Dark corn syrup also works well as a molasses stand-in when you run out. Per dark corn syrup definition guidance from Thespruceeats, dark corn syrup can replace molasses at a 1:1 ratio in most recipes. Keep in mind that dark corn syrup is sweeter than molasses, so final sweetness may edge up slightly.

Some home cooks also use golden syrup as an alternative for specific applications. Golden syrup is lighter and sweeter than molasses with a more caramel-like flavor, making it a reasonable backup option when neither corn syrup nor molasses is available.

Recipe Type Syrup To Use Notes
Pecan pie Homemade dark Creates classic amber filling with balanced sweetness
Gingerbread cookies Homemade dark Complements warm spices without overpowering them
Caramel sauce Light or dark Interchangeable — choose based on desired color
Barbecue glaze Homemade dark Adds depth and shine to meat glazes

Adjusting for Specific Desserts

For lighter desserts like sugar cookies or white cakes, stick with light corn syrup.
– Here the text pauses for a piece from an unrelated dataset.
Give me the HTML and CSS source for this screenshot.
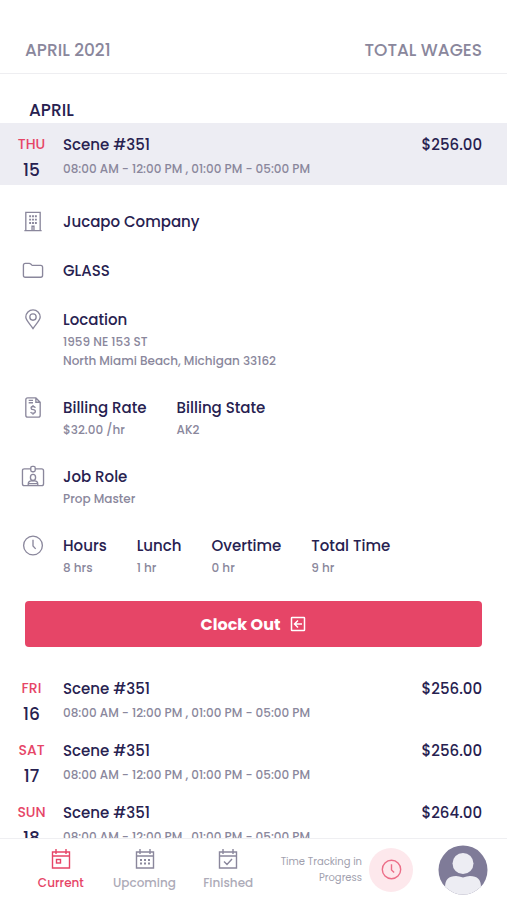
FILE: index.html
```html
<!DOCTYPE html>
<html lang="en">
<head>
<meta charset="utf-8">
<meta name="viewport" content="width=device-width, initial-scale=1">
<title>Total Wages</title>
<link rel="stylesheet" href="styles.css">
</head>
<body>
<header class="topbar"><span>APRIL 2021</span><span>TOTAL WAGES</span></header>
<main class="content">
  <h1 class="month">APRIL</h1>
  <article class="shift shift-active">
    <div class="date"><span class="weekday">THU</span><span class="day">15</span></div>
    <div class="info"><h2 class="title">Scene #351</h2><p class="times">08:00 AM - 12:00 PM , 01:00 PM - 05:00 PM</p></div>
    <span class="amount">$256.00</span>
  </article>
  <section class="details">
    <div class="detail">
      <svg class="icon" viewBox="0 0 24 24"><path d="M4.500 21V2.500h15V21M3 21.500h18M11 21v-4h2v4"/><path class="dots" d="M8 6.500h2M11 6.500h2M14 6.500h2M8 10h2M11 10h2M14 10h2M8 13.500h2M11 13.500h2M14 13.500h2"/></svg>
      <h3 class="title">Jucapo Company</h3>
    </div>
    <div class="detail">
      <svg class="icon" viewBox="0 0 24 24"><path d="M2 6.500q0-2 2-2h4q1 0 1.700.8l1 .9q.6.500 1.500.5H20q2 0 2 2V17q0 2-2 2H4q-2 0-2-2Z"/></svg>
      <h3 class="title">GLASS</h3>
    </div>
    <div class="detail">
      <svg class="icon" viewBox="0 0 24 24"><path d="M12 21.500C9.500 17.500 4.500 13 4.500 9.500a7.500 7.500 0 0 1 15 0c0 3.500-5 8-7.500 12Z"/><circle cx="12" cy="9.500" r="3.300"/></svg>
      <div><h3 class="title">Location</h3><p class="sub">1959 NE 153 ST<br>North Miami Beach, Michigan 33162</p></div>
    </div>
    <div class="detail">
      <svg class="icon" viewBox="0 0 24 24"><path d="M15 2H6.500Q4.500 2 4.500 4v16q0 2 2 2h11q2 0 2-2V6.500Zm0 0v4.500h4.500M7.500 4.500H12M7.500 7H12M14.500 12.200q-.6-1.200-2.400-1.200c-2.800 0-2.800 3 0 3.300 3.200.3 3 3.700 0 3.700q-1.900 0-2.600-1.300M12 9.500V11M12 18v1.500"/></svg>
      <div class="columns">
        <div><h3 class="title">Billing Rate</h3><p class="sub">$32.00 /hr</p></div>
        <div><h3 class="title">Billing State</h3><p class="sub">AK2</p></div>
      </div>
    </div>
    <div class="detail">
      <svg class="icon" viewBox="0 0 24 24"><path d="M9.500 4H3Q1 4 1 6v13.500q0 2 2 2h18q2 0 2-2V6q0-2-2-2h-6.500M9.700 3q0-1.500 1.500-1.500h1.600q1.500 0 1.500 1.500v2.500q0 1.500-1.500 1.500h-1.600q-1.500 0-1.500-1.500ZM7 21.500V20q0-3.500 3.500-3.500h3Q17 16.500 17 20v1.500M7 19.500h10"/><ellipse cx="12" cy="13" rx="2.700" ry="3.200"/></svg>
      <div><h3 class="title">Job Role</h3><p class="sub">Prop Master</p></div>
    </div>
    <div class="detail">
      <svg class="icon" viewBox="0 0 24 24"><circle cx="12" cy="12" r="9.800"/><path d="M12 6v6.500l2.800 3"/></svg>
      <div class="columns">
        <div><h3 class="title">Hours</h3><p class="sub">8 hrs</p></div>
        <div><h3 class="title">Lunch</h3><p class="sub">1 hr</p></div>
        <div><h3 class="title">Overtime</h3><p class="sub">0 hr</p></div>
        <div><h3 class="title">Total Time</h3><p class="sub">9 hr</p></div>
      </div>
    </div>
    <button class="clock-out" type="button">Clock Out
      <svg class="exit" viewBox="0 0 16 16"><rect x="1.500" y="1.500" width="13" height="13" rx=".6"/><path d="M12 8H5M8 4.500 4.500 8 8 11.500"/></svg>
    </button>
  </section>
  <article class="shift">
    <div class="date"><span class="weekday">FRI</span><span class="day">16</span></div>
    <div class="info"><h2 class="title">Scene #351</h2><p class="times">08:00 AM - 12:00 PM , 01:00 PM - 05:00 PM</p></div>
    <span class="amount">$256.00</span>
  </article>
  <article class="shift">
    <div class="date"><span class="weekday">SAT</span><span class="day">17</span></div>
    <div class="info"><h2 class="title">Scene #351</h2><p class="times">08:00 AM - 12:00 PM , 01:00 PM - 05:00 PM</p></div>
    <span class="amount">$256.00</span>
  </article>
  <article class="shift">
    <div class="date"><span class="weekday">SUN</span><span class="day">18</span></div>
    <div class="info"><h2 class="title">Scene #351</h2><p class="times">08:00 AM - 12:00 PM , 01:00 PM - 05:00 PM</p></div>
    <span class="amount">$264.00</span>
  </article>
</main>
<nav class="tabbar">
  <a class="tab tab-current" href="#current">
    <svg class="tab-icon" viewBox="0 0 22 22"><path d="M2.500 4h17v16h-17ZM2.500 8h17M6 1v5M16 1v5"/><rect x="6.500" y="11.500" width="4" height="3.500"/></svg>
    Current
  </a>
  <a class="tab" href="#upcoming">
    <svg class="tab-icon" viewBox="0 0 22 22"><path d="M2.500 4h17v16h-17ZM2.500 8h17M6 1v5M16 1v5"/><path class="dots" d="M6 12h2M10 12h2M14 12h2M6 15.500h2M10 15.500h2M14 15.500h2"/></svg>
    Upcoming
  </a>
  <a class="tab" href="#finished">
    <svg class="tab-icon" viewBox="0 0 22 22"><path d="M2.500 4h17v16h-17ZM2.500 8h17M6 1v5M16 1v5M7 13.500l3 3 5-5.500"/></svg>
    Finished
  </a>
  <p class="status">Time Tracking in Progress</p>
  <button class="tracker" type="button" aria-label="Time tracking">
    <svg class="tracker-icon" viewBox="0 0 24 24"><circle cx="12" cy="12" r="10.500"/><path d="M12 6v6.500l3 3"/></svg>
  </button>
  <button class="avatar" type="button" aria-label="Profile">
    <svg viewBox="0 0 50 50"><defs><clipPath id="disc"><circle cx="25" cy="25" r="24.500"/></clipPath></defs><g clip-path="url(#disc)"><path fill="#7f7b98" d="M0 0h50v50H0Z"/><circle cx="25" cy="18.500" r="10.500" fill="#ededf3"/><path fill="#ededf3" d="M7 50V42Q7 31 18 31q3 0 7 1.500Q29 31 32 31q11 0 11 11v8Z"/></g></svg>
  </button>
</nav>
</body>
</html>
```
FILE: styles.css
```css
* { box-sizing: border-box; }
body {
  margin: 0;
  height: 100vh;
  display: flex;
  flex-direction: column;
  background: #fff;
  color: #272150;
  font-family: Poppins, Inter, "Liberation Sans", sans-serif;
  font-weight: 500;
}
h1, h2, h3, p { margin: 0; font-weight: 500; }
button { padding: 0; border: 0; font: inherit; cursor: pointer; }
svg { display: block; fill: none; stroke: currentColor; }

.topbar {
  display: flex;
  justify-content: space-between;
  padding: 38px 25px 11px;
  border-bottom: 1px solid #eeeef1;
  color: #8a879c;
  font-size: 17px;
  line-height: 24px;
}
.content {
  flex: 1;
  min-height: 0;
  overflow-y: auto;
  scrollbar-width: none;
}
.month {
  padding: 24px 29px 1px;
  font-size: 17px;
  line-height: 24px;
}
.shift {
  display: flex;
  height: 62px;
  padding: 10px 25px 0 0;
}
.shift-active { background: #ededf3; }
.date {
  width: 63px;
  display: flex;
  flex-direction: column;
  align-items: center;
}
.weekday {
  color: #e64567;
  font-size: 14px;
  line-height: 23px;
}
.day {
  font-size: 17px;
  line-height: 28px;
}
.info { flex: 1; }
.title, .amount {
  font-size: 15px;
  line-height: 23px;
}
.times, .sub {
  color: #8a879c;
  font-size: 12px;
}
.times { line-height: 25px; }
.sub {
  margin-top: 1px;
  line-height: 19px;
}

.details {
  display: flex;
  flex-direction: column;
  gap: 26px;
  padding: 25px 25px 20px;
}
.detail {
  display: flex;
  align-items: flex-start;
  gap: 18px;
}
.icon {
  width: 24px;
  height: 23px;
  flex: none;
  margin-left: -4px;
  color: #8a879c;
  stroke-width: 1.4;
}
.dots { stroke-width: 2; }
.columns { display: flex; gap: 30px; }
.clock-out {
  display: flex;
  align-items: center;
  justify-content: center;
  gap: 10px;
  height: 46px;
  margin-top: -2px;
  border-radius: 4px;
  background: #e64567;
  color: #fff;
  font-size: 16px;
  font-weight: 700;
}
.exit { width: 16px; height: 16px; stroke-width: 1.5; }

.tabbar {
  display: flex;
  align-items: center;
  height: 62px;
  padding: 0 19px;
  border-top: 1px solid #efeff2;
  background: #fff;
}
.tab {
  flex: 1;
  display: flex;
  flex-direction: column;
  align-items: center;
  gap: 4px;
  color: #adabb8;
  font-size: 12px;
  line-height: 18px;
  text-decoration: none;
}
.tab-icon { width: 22px; height: 22px; color: #8a879c; stroke-width: 1.4; }
.tab-current, .tab-current .tab-icon { color: #e64567; }
.status {
  width: 92px;
  color: #a19fae;
  font-size: 10px;
  font-weight: 400;
  line-height: 16px;
  text-align: right;
}
.tracker {
  display: grid;
  place-items: center;
  width: 44px;
  height: 44px;
  margin: 0 25px 0 7px;
  border-radius: 50%;
  background: #fde8ec;
  color: #ec6e88;
}
.tracker-icon { width: 21px; height: 21px; stroke-width: 1.6; }
.avatar { width: 50px; height: 50px; border-radius: 50%; background: none; }
.avatar svg { stroke: none; }
```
The molasses in dark syrup gives those desserts a brown tint and an unintended spice flavor. Reserve your homemade dark syrup for recipes where a hearty flavor is the goal.

The Bottom Line

Making dark corn syrup from light corn syrup takes one ingredient and about one minute. Mix 1 cup of light corn syrup with 1 tablespoon of unsulphured molasses, stir until uniform, and you have a substitute that works in any recipe calling for dark corn syrup. The ratio is forgiving, so adjust to your taste after the first batch.

If your pecan pie filling ends up looking lighter than you expected next time, you know exactly how to fix it — add an extra teaspoon of molasses to your batch and watch the color shift to that deep amber you were after.

References & Sources

  • Healthline. “Corn Syrup Substitute” Molasses can be used instead of dark corn syrup in a 1:1 ratio, or combined with light corn syrup to better match the color and consistency of dark corn syrup.
  • Thespruceeats. “Dark Corn Syrup Substitutes” Dark corn syrup is simply light corn syrup with the addition of refiner’s sugar, a type of molasses, which gives it its dark color and caramel-molasses flavor.